A subtler change in The Dead and the Others, a new, ingratiated ethnographic documentary that's not really even a documentary, but what does it matter? This is an only slightly-inauthentic depiction of authentic reality, that of the Kraho people in Brazil; current events in mind, this may be a poignant depiction, as it may be one of the final such insights the world has into this culture, indeed perhaps a chronicle of some of the last years of the culture itself. Real life is set alongside fabricated recreations of events that may or may not have ever actually taken place, and stories are told to preserve and to illuminate the nature of that life, one of a different quality and at a different pace to those outside these communities.

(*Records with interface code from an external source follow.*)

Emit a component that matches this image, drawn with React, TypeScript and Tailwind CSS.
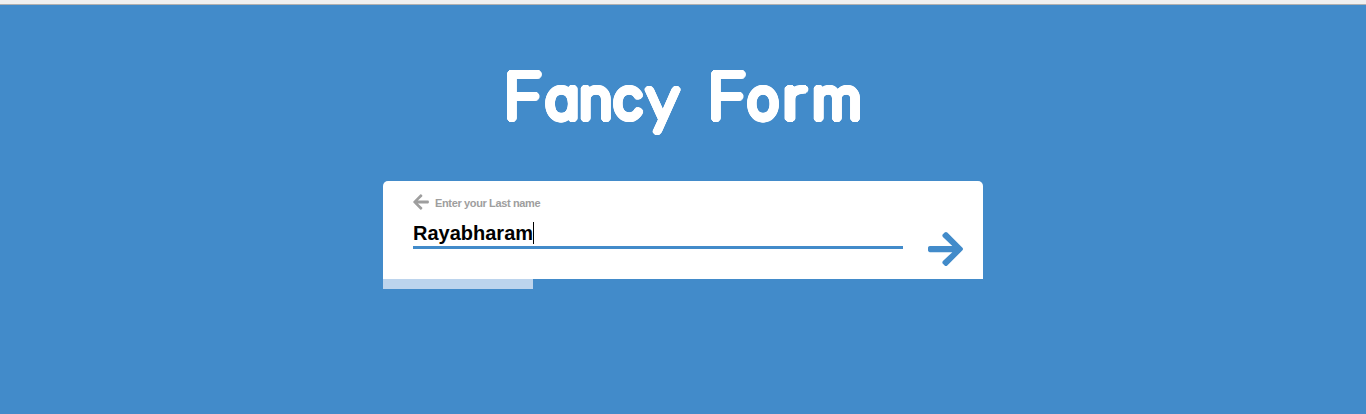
import { FaArrowLeft, FaArrowRight } from 'react-icons/fa';

const glyph =
  "inline-block whitespace-pre text-left";

function Title() {
  return (
    <h1
      aria-label="Fancy Form"
      className="flex h-[90px] items-baseline pl-[503px] font-['Inter',sans-serif] text-[57px] leading-[90px] font-extralight text-white [font-feature-settings:'cv11'] [text-shadow:3px_0_#fff,-3px_0_#fff,0_3px_#fff,0_-3px_#fff,2.1px_2.1px_#fff,-2.1px_2.1px_#fff,2.1px_-2.1px_#fff,-2.1px_-2.1px_#fff,2.8px_1.1px_#fff,-2.8px_1.1px_#fff,2.8px_-1.1px_#fff,-2.8px_-1.1px_#fff,1.1px_2.8px_#fff,-1.1px_2.8px_#fff,1.1px_-2.8px_#fff,-1.1px_-2.8px_#fff]"
    >
      <span className={`${glyph} w-[42px] origin-left scale-x-110 text-[63px]`}>F</span>
      <span className={`${glyph} w-[34px] font-light`}>a</span>
      <span className={`${glyph} w-[34px] font-light`}>n</span>
      <span className={`${glyph} w-[33px] origin-left scale-x-95 font-light`}>c</span>
      <span className={`${glyph} w-[35px] translate-y-0.5 font-['Lato'] text-[66px] font-light`}>y</span>
      <span className={`${glyph} w-[26px]`}> </span>
      <span className={`${glyph} w-[40px] origin-left scale-x-110 text-[63px]`}>F</span>
      <span className={`${glyph} w-[35px] origin-left scale-x-95 font-light`}>o</span>
      <span className={`${glyph} w-[30px] origin-left scale-x-125`}>r</span>
      <span className={`${glyph} w-[54px] font-light`}>m</span>
    </h1>
  );
}

export default function App() {
  return (
    <div className="flex h-[414px] w-full flex-col overflow-hidden bg-[#428bca] font-['Liberation_Sans',Arial,sans-serif]">
      <div className="h-[5px] shrink-0 border-b border-[#b0b0b0] bg-[#f0f0f0]" />
      <div className="mt-11">
        <Title />
      </div>
      <main className="mx-auto mt-[42px] w-[600px]">
        <div className="flex h-[98px] rounded-t-[5px] bg-white pr-5 pl-[30px]">
          <div className="w-[490px] pt-3">
            <div className="flex h-[19px] items-center gap-[6px] text-[11px] font-bold tracking-[-0.36px] text-[#9e9e9e]">
              <FaArrowLeft className="mb-px h-[18px] w-4" />
              <span className="pt-px">Enter your Last name</span>
            </div>
            <div className="mt-[9px] flex h-[28px] border-b-3 border-[#428bca] text-xl leading-[24px] font-bold text-black">
              <span>Rayabharam</span>
              <span className="mt-px h-[22px] w-px bg-black" />
            </div>
          </div>
          <button className="mt-12 ml-auto h-10 text-[#428bca]" aria-label="Next">
            <FaArrowRight className="h-10 w-[35px]" />
          </button>
        </div>
        <div className="h-[10px] w-[150px] bg-[#bcd4ed]" />
      </main>
    </div>
  );
}
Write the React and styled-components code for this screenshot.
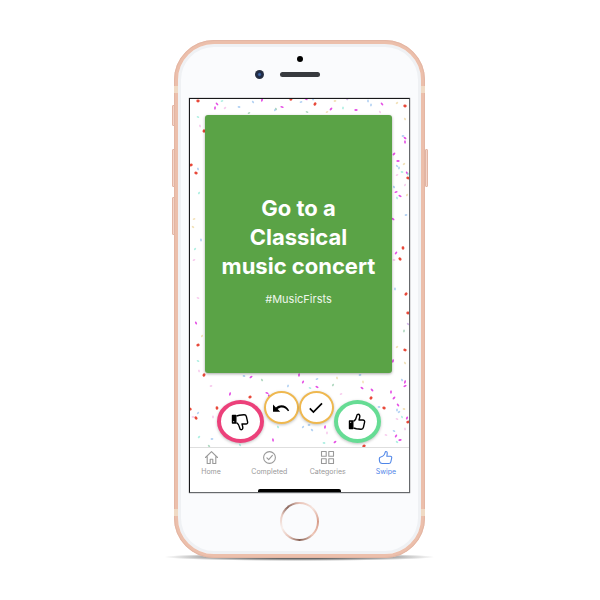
import React from "react";
import styled, { createGlobalStyle } from "styled-components";

const GlobalStyle = createGlobalStyle`
  *, *::before, *::after { box-sizing: border-box; }
  body { margin: 0; background: #fff; font-family: Inter, "Liberation Sans", sans-serif; }
`;

const Page = styled.main`
  min-height: 100vh;
  display: flex;
  justify-content: center;
  align-items: flex-start;
  padding: 40px 17px 40px 16px;
`;

const Phone = styled.div`
  position: relative;
  width: 100%;
  max-width: 251px;
  border: 4px solid #ecbfab;
  border-radius: 40px;
  outline: 1px solid #e3b6a4;
  outline-offset: -1px;
  background: #fafbfd;
  box-shadow: inset 0 0 0 3px #eff1f4;
  padding: 15px 11px 13px;

  &::before {
    content: "";
    position: absolute;
    z-index: -1;
    left: -14px;
    right: -14px;
    bottom: -7px;
    height: 8px;
    background: radial-gradient(closest-side, #666 40%, #aaa 70%, transparent);
  }
`;

const Band = styled.span`
  position: absolute;
  left: -4px;
  right: -4px;
  ${(p) => (p.$bottom ? "bottom: 38px;" : "top: 42px;")}
  height: 7px;
  border: solid #f0dac4;
  border-width: 0 4px;
`;

const SideKey = styled.span`
  position: absolute;
  ${(p) => (p.$right ? "right: -7px;" : "left: -6px;")}
  top: ${(p) => p.$top}px;
  height: ${(p) => p.$tall}px;
  width: 3px;
  background: #f4d5c9;
  border: 1px solid #e2b5a4;
  border-radius: 1px;
`;

const Earpiece = styled.div`
  display: grid;
  grid-template-columns: 1fr 40px 1fr;
  align-items: center;
  row-gap: 8px;
  padding-bottom: 19px;
`;

const Sensor = styled.span`
  grid-column: 1 / -1;
  justify-self: center;
  width: 6px;
  height: 6px;
  margin-top: -3px;
  border-radius: 50%;
  background: #000;
`;

const Camera = styled.span`
  justify-self: end;
  width: 9px;
  height: 9px;
  margin-right: 16px;
  border-radius: 50%;
  background: radial-gradient(#3f68ad 0 10%, #1f2b45 35%, #30343c);
`;

const Speaker = styled.span`
  height: 5px;
  border-radius: 3px;
  background: #373a3e;
`;

const Screen = styled.section`
  display: flex;
  flex-direction: column;
  border: 1px solid #66696c;
  border-top-color: #17181a;
  border-left-color: #17181a;
  box-shadow: 0 0 1px #555;
  background: #fff;
  overflow: hidden;
`;

const Deck = styled.div`
  position: relative;
  padding: 16px 17px 4px 15px;
`;

const Confetti = styled.svg`
  position: absolute;
  inset: 0;
  width: 100%;
  height: 100%;
`;

const Card = styled.article`
  position: relative;
  min-height: 258px;
  display: flex;
  flex-direction: column;
  align-items: center;
  justify-content: center;
  gap: 10px;
  padding-top: 12px;
  border-radius: 3px;
  background: #5aa346;
  color: #fff;
  text-align: center;
  box-shadow: 0 1px 3px rgba(0, 0, 0, 0.35);
`;

const Title = styled.h1`
  margin: 0;
  font-size: 22px;
  font-weight: 700;
  line-height: 29px;
`;

const Tag = styled.p`
  margin: 0;
  font-size: 11px;
  line-height: 16px;
  color: #eef6eb;
`;

const Actions = styled.div`
  position: relative;
  display: flex;
  justify-content: center;
  align-items: flex-end;
  margin: 18px -8px 0;
`;

const RoundButton = styled.button`
  flex: none;
  display: grid;
  place-items: center;
  padding: 0;
  width: ${(p) => (p.$small ? 35 : 47)}px;
  height: ${(p) => (p.$small ? 33 : 43)}px;
  margin-bottom: ${(p) => (p.$small ? 19 : 0)}px;
  border: ${(p) => (p.$small ? 2 : 4)}px solid ${(p) => p.$color};
  border-radius: 50%;
  background: #fff;
  color: #000;
  box-shadow: 0 1px 3px rgba(0, 0, 0, 0.25);
  cursor: pointer;
`;

const Tabs = styled.nav`
  display: flex;
  justify-content: space-between;
  padding: 2px 2px 13px 0;
  border-top: 1px solid #dedede;
  background: #fff;
`;

const Tab = styled.a`
  width: 42px;
  display: flex;
  flex-direction: column;
  align-items: center;
  gap: 2px;
  font-size: 7px;
  line-height: 9px;
  text-decoration: none;
  color: ${(p) => (p.$active ? "#4f86e8" : "#999")};
`;

const HomeBar = styled.div`
  align-self: center;
  width: 38%;
  height: 3px;
  border-radius: 2px 2px 0 0;
  background: #000;
`;

const HomeButton = styled.button`
  display: block;
  width: 39px;
  height: 39px;
  margin: 9px auto 0;
  padding: 0;
  border: 2px solid transparent;
  border-radius: 50%;
  background:
    linear-gradient(#fafbfd, #fafbfd) padding-box,
    conic-gradient(#e9c4b9, #f6e3dc 45deg, #d69b88 90deg, #efc9bb 135deg, #876256 180deg, #e6c3b8 215deg, #f8efec 250deg, #e9cbc1 290deg, #89665d 320deg, #e9c4b9) border-box;
`;

const COLORS = {
  r: "#e63525", m: "#e23be2", p: "#f3b5e6", b: "#91bdee",
  c: "#8ce8d6", y: "#ecd49a", g: "#8fc7a5", v: "#c39be0",
};

const PIECES = `r198,101 m217,104 m215,108 p225,108 b239,107 b253,102 m262,100 g249,113 m282,107 g276,109
b275,110 c222,101 c198,117 p200,126 r291,99 b301,102 m306,99 b313,99 r315,104 y335,101 v347,99 b368,101
m331,109 m356,110 m382,104 b371,105 y397,103 r405,106 p380,112 c343,108 y327,112 g307,112 y405,119
r204,131 r191,165 r196,173 b198,169 c199,193 y194,219 y193,227 b201,240 c195,249 b403,136 m405,138
m405,142 m394,154 m398,161 b397,166 b399,168 y404,164 c402,172 m407,173 c408,174 p397,175 r408,178
b394,187 p405,185 m396,192 m400,196 c397,198 y407,195 b406,215 m393,219 r403,248 m396,253 p394,260
r400,259 b395,289 r406,294 r408,313 v408,324 g404,331 y397,347 r405,350 y405,363 m393,361 p194,260
p198,298 m196,323 y202,336 r198,345 c198,361 p199,371 r204,375 p211,386 r190,409 r217,408 b198,413
p193,417 r196,418 p213,417 c199,437 b212,439 g209,446 m299,375 m251,377 b244,376 g262,380 m230,394
r250,397 m267,393 m269,396 m303,382 b317,379 m317,387 y337,378 g333,385 b360,375 m362,388 y363,382
r371,398 b379,407 m372,390 m391,392 m394,398 r384,408 m398,405 b397,410 b399,412 y404,409 b402,380
m405,382 m405,386 p397,419 c402,417 m407,418 r408,422 b394,431 p405,429 m396,436 m400,440 c397,442
m273,440 b303,427 b309,425 b312,430 p327,433 m335,442 c324,443 c240,445 m325,427 r364,446 p386,435
c278,427 b288,386 p341,394 c310,388`.trim().split(/\s+/).map((s, i) => {
  const [x, y] = s.slice(1).split(",").map(Number);
  return { kind: s[0], x: x - 190, y: y - 99, turn: (i * 47) % 180 };
});

function ConfettiLayer() {
  return (
    <Confetti viewBox="0 0 219 348" preserveAspectRatio="none" aria-hidden="true">
      {PIECES.map(({ kind, x, y, turn }, i) => (
        <ellipse
          key={i}
          cx={x}
          cy={y}
          rx={kind === "r" || kind === "m" ? 1.7 : 1.4}
          ry={kind === "r" ? 1.4 : 0.9}
          fill={COLORS[kind]}
          opacity={kind === "r" || kind === "m" ? 0.9 : 0.7}
          transform={`rotate(${turn} ${x} ${y})`}
        />
      ))}
    </Confetti>
  );
}

function Thumb({ down }) {
  return (
    <svg width="18" height="18" viewBox="0 0 18 18" aria-hidden="true">
      <g
        transform={down ? "matrix(1 0 0 -1 0 18)" : undefined}
        fill="none"
        stroke="#000"
        strokeWidth="1.4"
        strokeLinejoin="round"
      >
        <path d="M1.5 8h3.3v7.5H1.5z" fill="#000" />
        <path d="M5.5 8.3C7.4 7.1 8.3 5.4 8.6 3.3 8.8 1.9 9.3 1.3 10.1 1.3c1.5 0 2.1 1.4 1.5 3.5L11 7h3.9c1.3 0 2 .9 1.7 2.1l-1.2 5.2c-.3 1.3-1.3 2-2.5 1.9l-4.5-.5-2.9-.7" />
        <path d="M2.700 8.800v1.200" stroke="#fff" strokeWidth="0.8" />
      </g>
    </svg>
  );
}

const UndoIcon = () => (
  <svg width="18" height="12" viewBox="0 0 18 12" aria-hidden="true">
    <path d="M1 2.500v7.200h7.200L5.600 7.100C9 4.400 13.500 5.200 16 9.300l1.200-.8C14.400 3.100 8.400 1.700 3.900 5.400z" />
  </svg>
);

const CheckIcon = () => (
  <svg width="16" height="12" viewBox="0 0 16 12" aria-hidden="true">
    <path d="M1.800 6.400l3.600 3.600L14 1.300" fill="none" stroke="#000" strokeWidth="1.7" />
  </svg>
);

const TabSvg = styled.svg`
  width: 15px;
  height: 15px;
  fill: none;
  stroke: currentColor;
  stroke-width: 1.1;
  stroke-linejoin: round;
  stroke-linecap: round;
`;

const TABS = [
  { label: "Home", art: <path d="M1.5 7.500L7.500 1.700l6 5.800M3.200 6.500v7h3V9.300h2.600v4.200h3v-7" /> },
  { label: "Completed", art: <><circle cx="7.5" cy="7.5" r="5.900" /><path d="M4.900 7.900l1.800 1.800 3.700-4.300" /></> },
  { label: "Categories", art: <path d="M1.500 1.500h4.700v4.700H1.500zM8.800 1.500h4.700v4.700H8.800zM1.500 8.800h4.700v4.700H1.500zM8.800 8.800h4.700v4.700H8.800z" /> },
  { label: "Swipe", active: true, art: <path d="M1.300 8.700c0-1 .5-1.500 1.400-1.700C5 6.400 6.600 4.800 7.100 2.500c.2-.8.600-1.100 1.100-1 1.200.2 1.300 1.900.6 4.800h3.600c1.100 0 1.500.7 1.300 1.700l-.9 4c-.2 1-.9 1.500-1.900 1.500H4.300c-1.700 0-2.600-1-2.800-2.500z" /> },
];

export default function App() {
  return (
    <>
      <GlobalStyle />
      <Page>
        <Phone>
          <Band />
          <Band $bottom />
          <SideKey $top={61} $tall={21} />
          <SideKey $top={105} $tall={38} />
          <SideKey $top={153} $tall={38} />
          <SideKey $right $top={105} $tall={38} />
          <Earpiece>
            <Sensor />
            <Camera />
            <Speaker />
          </Earpiece>
          <Screen>
            <Deck>
              <ConfettiLayer />
              <Card>
                <Title>Go to a<br />Classical<br />music concert</Title>
                <Tag>#MusicFirsts</Tag>
              </Card>
              <Actions>
                <RoundButton $color="#ec407a" aria-label="Dislike"><Thumb down /></RoundButton>
                <RoundButton $small $color="#efb84f" aria-label="Undo"><UndoIcon /></RoundButton>
                <RoundButton $small $color="#efb84f" aria-label="Mark completed"><CheckIcon /></RoundButton>
                <RoundButton $color="#66dc94" aria-label="Like"><Thumb /></RoundButton>
              </Actions>
            </Deck>
            <Tabs>
              {TABS.map((t) => (
                <Tab key={t.label} href={`#${t.label.toLowerCase()}`} $active={t.active}>
                  <TabSvg viewBox="0 0 15 15" aria-hidden="true">{t.art}</TabSvg>
                  {t.label}
                </Tab>
              ))}
            </Tabs>
            <HomeBar />
          </Screen>
          <HomeButton aria-label="Home button" />
        </Phone>
      </Page>
    </>
  );
}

As valuable a document as The Dead and the Others may be, its existence as an artistic entity outside of such classification is barely justifiable. The film is beautiful, certainly, and sincere too, but it's not revelatory and it's not so intensely beautiful as to make it possible to overlook its more formulaic tendencies. Directors Renee Nader Messora and Joao Salaviza deserve credit for refusing to exaggerate even in their recreations - details that might have been too easily mined for their 'exotic' or 'mystical' qualities are presented with a detached shrug, as reasonable occurrences within the fabric of the narrative, and rightly so. Still, in lieu of any exploitative interest, the directors find nothing to enliven their movie, nor to ignite their audience's investment. If we genuinely are about to witness the demise of Kraho culture altogether, one can't help but feel that they ought to have been afforded a stronger send-off.


Vox Lux, The Image Book and The Dead and the Others are all currently showing at the 2018 London Film Festival, organized and run each year by the British Film Institute. This year's LFF will close this Sunday, the 21st of October.